Programme Notes

Joseph Haydn [1732-1809]
Quartet in C major Op.76/3 ‘Emperor’
1. Allegro
2. Poco Adagio, cantabile
3. Menuetto
4. Finale, presto

Siun Milne, violin
Brendan Garde, violin
David Kenny, viola
Aoife Burke, cello

Haydn began writing string quartets in 1757, the year after Mozart was born, and finally gave up, leaving his last quartet incomplete, forty-six years later in 1803. In that period he composed sixty-nine quartets of which, in the words of a famous writer and musician, forty-five are profound and profoundly different, absolutely flawless, consistently original master quartets, each a violent, multi-dimensional contrast to any of the others. The six quartets of Op.76 date from 1796-7, just after his two famous trips to London, which were the inspiration of so much new work. Clearly Haydn’s enormous success with the London audiences gave him both energy and confidence, for these quartets show an unprecedented boldness and willingness to explore new ground. They were commissioned by and dedicated to Count Joseph Erdödy, one of Haydn’s many aristocratic patrons.

The C major is probably Haydn’s most famous quartet on account of the slow movement variations on the Emperor’s hymn Gott erhalte Franz den Kaiser, which Haydn had composed in early 1797 and became both the German and Austrian national anthems, if with different texts. Each movement commences with the same five-note motif, G-E-F-D-C, from the five title words of the hymn. The opening Allegro paves the way for Variations, thus its intrada aspect, majestic tempo and dotted rhythms. Haydn achieves his massive orchestral punch by liberal use of double and multiple stops and octaves – this movement is clearly no simple introduction to the imperial theme. Indeed there is one place where an extraordinary rustic dance with a musette bass threatens to burst all bounds of respectability.

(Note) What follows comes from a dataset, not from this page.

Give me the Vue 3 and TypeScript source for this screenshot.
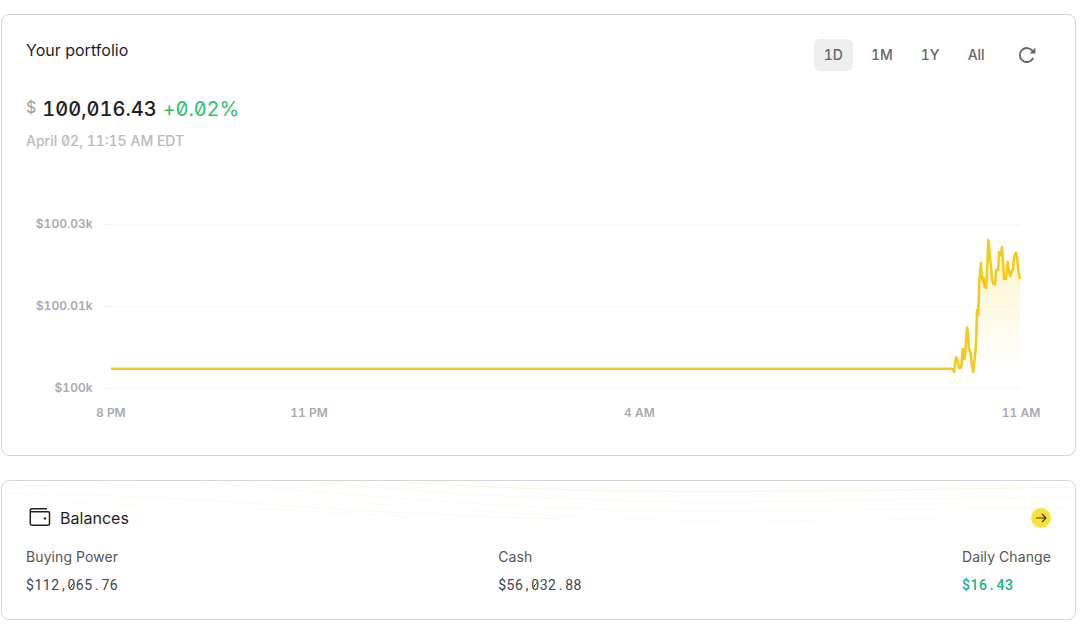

In the Poco Adagio the Kaiser’s theme is present throughout, forming a sort of cantus firmus but in a harmonic and polyphonic environment that is gradually enriched as if we were moving from classicism to romanticism in the space of one movement. The theme is given to the instruments in turn – the first fiddle gets the statement of the theme itself, the first variation is an inspired duo for the two violins with the second violin leading with the theme, the second variation gives the theme to the cello while the other three dance the accompaniment and next it is the turn of the viola, both Haydn’s and Mozart’s instrument of choice. And finally in the fourth variation the first violin returns with a wonderfully enriched version of the opening. A mysterious five-bar coda fades out the theme.

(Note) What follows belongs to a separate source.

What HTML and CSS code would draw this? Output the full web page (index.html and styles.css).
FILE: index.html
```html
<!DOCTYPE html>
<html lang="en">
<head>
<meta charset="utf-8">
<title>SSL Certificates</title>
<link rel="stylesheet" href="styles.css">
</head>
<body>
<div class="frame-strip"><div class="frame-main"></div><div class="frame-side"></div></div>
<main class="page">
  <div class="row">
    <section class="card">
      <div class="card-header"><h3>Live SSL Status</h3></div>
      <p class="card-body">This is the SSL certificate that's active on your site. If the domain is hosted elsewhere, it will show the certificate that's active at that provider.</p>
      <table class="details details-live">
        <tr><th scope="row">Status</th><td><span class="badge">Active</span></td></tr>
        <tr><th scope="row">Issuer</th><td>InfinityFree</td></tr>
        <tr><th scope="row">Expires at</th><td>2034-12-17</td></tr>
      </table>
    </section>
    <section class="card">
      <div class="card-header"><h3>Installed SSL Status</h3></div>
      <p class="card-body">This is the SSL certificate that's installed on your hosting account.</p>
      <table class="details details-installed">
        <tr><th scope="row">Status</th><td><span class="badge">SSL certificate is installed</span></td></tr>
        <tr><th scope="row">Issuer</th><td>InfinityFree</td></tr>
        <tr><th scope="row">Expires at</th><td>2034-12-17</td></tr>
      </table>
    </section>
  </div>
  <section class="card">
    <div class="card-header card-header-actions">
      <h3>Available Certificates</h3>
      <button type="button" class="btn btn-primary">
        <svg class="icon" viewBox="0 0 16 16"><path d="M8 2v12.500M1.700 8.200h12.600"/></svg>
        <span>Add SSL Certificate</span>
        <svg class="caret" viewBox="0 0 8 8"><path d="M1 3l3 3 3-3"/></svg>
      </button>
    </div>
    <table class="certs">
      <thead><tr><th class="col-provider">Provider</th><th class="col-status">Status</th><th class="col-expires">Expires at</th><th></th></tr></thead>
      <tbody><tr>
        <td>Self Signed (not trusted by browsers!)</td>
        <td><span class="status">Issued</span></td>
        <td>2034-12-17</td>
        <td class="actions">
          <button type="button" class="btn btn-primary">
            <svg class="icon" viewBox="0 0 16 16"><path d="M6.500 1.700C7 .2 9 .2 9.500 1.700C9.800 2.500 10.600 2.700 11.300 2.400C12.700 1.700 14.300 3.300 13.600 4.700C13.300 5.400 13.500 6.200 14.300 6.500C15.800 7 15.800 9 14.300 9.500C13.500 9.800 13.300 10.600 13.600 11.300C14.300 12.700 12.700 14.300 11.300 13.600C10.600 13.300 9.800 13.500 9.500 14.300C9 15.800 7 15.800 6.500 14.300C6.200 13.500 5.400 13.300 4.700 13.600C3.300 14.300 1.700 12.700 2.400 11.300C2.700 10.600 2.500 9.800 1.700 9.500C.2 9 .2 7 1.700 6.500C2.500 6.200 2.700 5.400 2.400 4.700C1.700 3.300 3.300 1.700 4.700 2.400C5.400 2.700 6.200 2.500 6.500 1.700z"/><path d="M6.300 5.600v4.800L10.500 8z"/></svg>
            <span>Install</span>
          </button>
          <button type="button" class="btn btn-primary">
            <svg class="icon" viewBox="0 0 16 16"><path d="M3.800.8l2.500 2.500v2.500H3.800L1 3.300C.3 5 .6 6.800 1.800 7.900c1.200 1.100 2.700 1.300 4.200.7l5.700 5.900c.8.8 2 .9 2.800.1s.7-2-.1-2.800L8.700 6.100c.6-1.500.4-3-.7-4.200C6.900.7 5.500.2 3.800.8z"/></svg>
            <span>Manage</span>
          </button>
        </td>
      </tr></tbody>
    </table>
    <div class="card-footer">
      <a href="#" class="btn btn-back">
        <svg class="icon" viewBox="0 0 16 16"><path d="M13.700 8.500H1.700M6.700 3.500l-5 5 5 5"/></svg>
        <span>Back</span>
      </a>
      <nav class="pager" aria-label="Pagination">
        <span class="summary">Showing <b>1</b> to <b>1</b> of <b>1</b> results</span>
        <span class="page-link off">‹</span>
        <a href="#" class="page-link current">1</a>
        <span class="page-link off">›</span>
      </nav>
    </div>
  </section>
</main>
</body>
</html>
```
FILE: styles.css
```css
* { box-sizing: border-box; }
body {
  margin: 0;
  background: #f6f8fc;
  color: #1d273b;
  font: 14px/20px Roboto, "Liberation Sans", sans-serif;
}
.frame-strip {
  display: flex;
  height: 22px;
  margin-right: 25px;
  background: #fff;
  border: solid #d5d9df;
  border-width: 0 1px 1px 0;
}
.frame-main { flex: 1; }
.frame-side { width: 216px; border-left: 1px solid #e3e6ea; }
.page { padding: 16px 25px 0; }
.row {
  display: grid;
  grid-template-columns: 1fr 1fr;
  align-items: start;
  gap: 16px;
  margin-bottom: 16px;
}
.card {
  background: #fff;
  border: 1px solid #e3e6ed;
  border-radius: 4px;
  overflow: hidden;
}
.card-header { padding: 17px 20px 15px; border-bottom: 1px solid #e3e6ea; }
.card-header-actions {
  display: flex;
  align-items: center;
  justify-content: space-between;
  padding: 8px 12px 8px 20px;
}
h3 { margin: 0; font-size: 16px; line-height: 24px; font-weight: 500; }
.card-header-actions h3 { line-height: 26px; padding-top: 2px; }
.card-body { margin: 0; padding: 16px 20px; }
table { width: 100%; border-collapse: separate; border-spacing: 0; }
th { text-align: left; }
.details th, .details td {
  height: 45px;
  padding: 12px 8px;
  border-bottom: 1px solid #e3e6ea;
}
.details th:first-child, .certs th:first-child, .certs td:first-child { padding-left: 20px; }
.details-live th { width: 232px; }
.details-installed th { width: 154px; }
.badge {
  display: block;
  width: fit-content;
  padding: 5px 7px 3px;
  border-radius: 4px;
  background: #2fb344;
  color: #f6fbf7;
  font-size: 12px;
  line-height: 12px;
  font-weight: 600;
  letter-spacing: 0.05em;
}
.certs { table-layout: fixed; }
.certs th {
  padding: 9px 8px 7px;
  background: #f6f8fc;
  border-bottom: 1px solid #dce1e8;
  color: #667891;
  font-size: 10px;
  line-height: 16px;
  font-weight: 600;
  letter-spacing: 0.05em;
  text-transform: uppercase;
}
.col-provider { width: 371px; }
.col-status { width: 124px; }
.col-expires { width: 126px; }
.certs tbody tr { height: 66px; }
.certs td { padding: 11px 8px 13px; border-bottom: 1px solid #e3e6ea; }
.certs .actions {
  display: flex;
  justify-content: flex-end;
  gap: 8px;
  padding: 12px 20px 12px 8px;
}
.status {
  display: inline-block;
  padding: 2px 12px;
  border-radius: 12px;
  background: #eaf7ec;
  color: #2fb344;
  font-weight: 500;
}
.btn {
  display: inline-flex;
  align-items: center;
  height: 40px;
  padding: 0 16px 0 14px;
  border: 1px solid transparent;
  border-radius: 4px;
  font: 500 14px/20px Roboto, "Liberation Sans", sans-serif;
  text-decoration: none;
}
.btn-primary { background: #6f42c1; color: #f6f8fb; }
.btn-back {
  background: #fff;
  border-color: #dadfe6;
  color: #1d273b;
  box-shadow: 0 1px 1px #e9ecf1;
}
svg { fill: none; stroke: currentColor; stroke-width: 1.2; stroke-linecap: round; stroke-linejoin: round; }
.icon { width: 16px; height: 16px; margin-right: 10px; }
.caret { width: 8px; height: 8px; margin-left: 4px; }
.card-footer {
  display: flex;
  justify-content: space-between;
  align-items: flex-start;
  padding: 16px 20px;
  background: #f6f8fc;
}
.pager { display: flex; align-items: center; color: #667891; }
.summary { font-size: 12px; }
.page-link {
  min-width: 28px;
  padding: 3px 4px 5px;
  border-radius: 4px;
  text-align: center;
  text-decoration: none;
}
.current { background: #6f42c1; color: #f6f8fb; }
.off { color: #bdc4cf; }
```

The minuet is a firmly paced Allegro with an intrusive and thrusting theme, whose aggressive nature is mollified by a melancholy minor-key trio, perhaps preparing us for the shock of a minor-key finale. This opens violently and continues to be highly unstable, exploding in triplets at the slightest provocation. Haydn relents in the closing bars, returning us eventually to C major.
Francis Humphrys

Johannes Brahms [1833-1897]
Piano Quartet No.3 in C minor Op.60 [1875]
1. Allegro non troppo
2. Scherzo: Allegro
3. Andante
4. Finale: Allegro comodo

Jordan Bagot, piano
Keith Pascoe, violin
Simon Aspell, viola
Christopher Marwood, cello

On the cover you must have a picture, namely a head with a pistol to it. Now you can form some conception of the music! I’ll send you my photograph for the purpose. You can use a blue coat, yellow breeches and top-boats, since you seem to like colour-printing.

These were Brahms’ instructions to his publisher, Simrock, for the printing of the score of the C minor piano quartet. The man in the blue coat and yellow breeches is the archetypal Romantic hero, Werther, who shoots himself in the last chapter of Goethe’s novel because of his anguished and unrequited love for a married woman, whose husband he admires.

Brahms of course is talking about his relationship with Clara Schumann. The twenty years spent on the composition of this work began in Düsseldorf in 1853, when he was acting as Clara’s knight errant, while Robert was locked up in the sanatorium at Edenich. We shall never know why they never married after Robert’s death in 1856 – it seems that they were both so proud and independent that they felt their personal destinies were best worked out apart from each other – but their love never diminished. Most of Brahms’ music was composed for her, and she and the violinist Joachim would nearly always be the first people to see his scores. And though Clara was fourteen years older than Brahms, he survived her by less than a year, after she died in May 1896.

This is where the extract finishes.